Well, the dang thing was due today, so finally around 8:00 p.m. I knuckled into it. I'd already pulled up some useful Derbylife articles and a fantastic tutorial video from Naomi Grigg (a.k.a. The Neutrino, rostered with the Rat City Rollergirls team "Sockit Wrenches") the week before, so really I just had to do exactly what I did last time I led Phase 1 training: Explain the crossover.
I submitted the article towards the end of the 10:00 hour. 11:30, I was perplexed that it wasn't showing on my Work Desk under "recently submitted." This turned out to be because it had already been accepted. That's got to be the shortest amount of time an article of mine ever spent on an editor's desk at DMS. (The editor left very nice comments for me, too.)
Today also featured "finally got around to it" accomplishments enabled in part by McGuckin Hardware. The tube of E6000 epoxy restored the handle to the lovely little Japanese teapot that Avedan gave me some years back. The tip of a bamboo skewer dipped into a tube of gold acrylic paint added just the lightest touch of color to the job, kintsugi style. (Very, very light. These are not actually the right materials for kintsugi, and I didn't want to risk diluting the epoxy too much.) The Elmer's Glue-All finally got me to complete a long-planned project of whimsy and childhood nostalgia: converting an old miniature dry-erase board into a black felt storyboard. I also replaced the roll of gold duct tape that needs to live in my skate bag.
Lastly, I finally processed about a half-inch of the Pile Of Papers That Need Dealing With. Those things that required more than filing--bills to pay and stuff like that--got put in my brand-new wall-mounted inbox for dealing with on the morrow.
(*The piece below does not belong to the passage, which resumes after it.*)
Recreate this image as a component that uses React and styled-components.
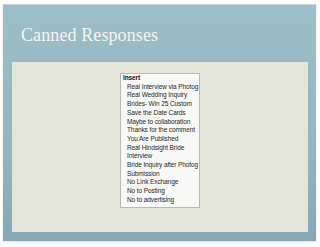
import styled, { createGlobalStyle } from "styled-components";

const GlobalStyle = createGlobalStyle`
  body {
    margin: 0;
    background: #ffffff;
  }
`;

const Page = styled.div`
  width: 320px;
  height: 247px;
  padding: 4px 4px 0 3px;
  box-sizing: border-box;
`;

const Slide = styled.div`
  width: 313px;
  height: 237px;
  box-sizing: border-box;
  border-top: 1px solid #c9d3d6;
  background: linear-gradient(180deg, #9dbdc8 0%, #94b5c1 60%, #86a7b3 100%);
  display: flex;
  flex-direction: column;
  padding: 0 8px 9px 9px;
  box-shadow: 0 1px 2px rgba(0, 0, 0, 0.15);
`;

const Title = styled.h1`
  flex-shrink: 0;
  margin: 0;
  height: 57px;
  padding: 20px 0 0 9px;
  box-sizing: border-box;
  font-family: "Liberation Serif", "DejaVu Serif", serif;
  font-weight: normal;
  font-size: 18px;
  line-height: 20px;
  color: #f4f6f1;
  letter-spacing: 0.1px;
`;

const Panel = styled.div`
  flex: 1;
  min-height: 0;
  background: #e3e5d8;
  display: flex;
  justify-content: flex-start;
  align-items: flex-start;
  padding: 11px 0 0 108px;
`;

const Menu = styled.ul`
  margin: 0;
  width: 80px;
  box-sizing: border-box;
  list-style: none;
  background: #f8f8f6;
  border: 1px solid #b7b9b4;
  padding: 0 0 2px 0;
  font-family: "Liberation Sans", Arial, sans-serif;
  font-size: 6.5px;
  letter-spacing: -0.1px;
  line-height: 8.7px;
  color: #262626;
  white-space: nowrap;
`;

const MenuItem = styled.li`
  padding-left: ${(props) => (props.$header ? "2px" : "6px")};
  font-weight: ${(props) => (props.$header ? "bold" : "normal")};
  color: ${(props) => (props.$header ? "#111" : "#262626")};
`;

const items = [
  "Real Interview via Photog",
  "Real Wedding Inquiry",
  ["Brides- Win 25 Custom", "Save the Date Cards"],
  "Maybe to collaboration",
  "Thanks for the comment",
  "You Are Published",
  ["Real Hindsight Bride", "Interview"],
  ["Bride Inquiry after Photog", "Submission"],
  "No Link Exchange",
  "No to Posting",
  "No to advertising",
];

const App = () => {
  return (
    <>
      <GlobalStyle />
      <Page>
        <Slide>
          <Title>Canned Responses</Title>
          <Panel>
            <Menu>
              <MenuItem $header>Insert</MenuItem>
              {items.map((item, index) => (
                <MenuItem key={index}>
                  {Array.isArray(item) ? (
                    <>
                      {item[0]}
                      <br />
                      {item[1]}
                    </>
                  ) : (
                    item
                  )}
                </MenuItem>
              ))}
            </Menu>
          </Panel>
        </Slide>
      </Page>
    </>
  );
};

export default App;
My brand-new wall-mounted inbox is, very simply, a bit of folded and taped cardboard that I impaled on some of the nails coming through the naked wall in the office.
I'm just resourceful like that.
Thus, today was awesome. And now today is over. Tomorrow looms. It seems dreadfully unfair not to get a little time off between making today awesome and being expected to make tomorrow awesome. I shall have to file a bug report about that.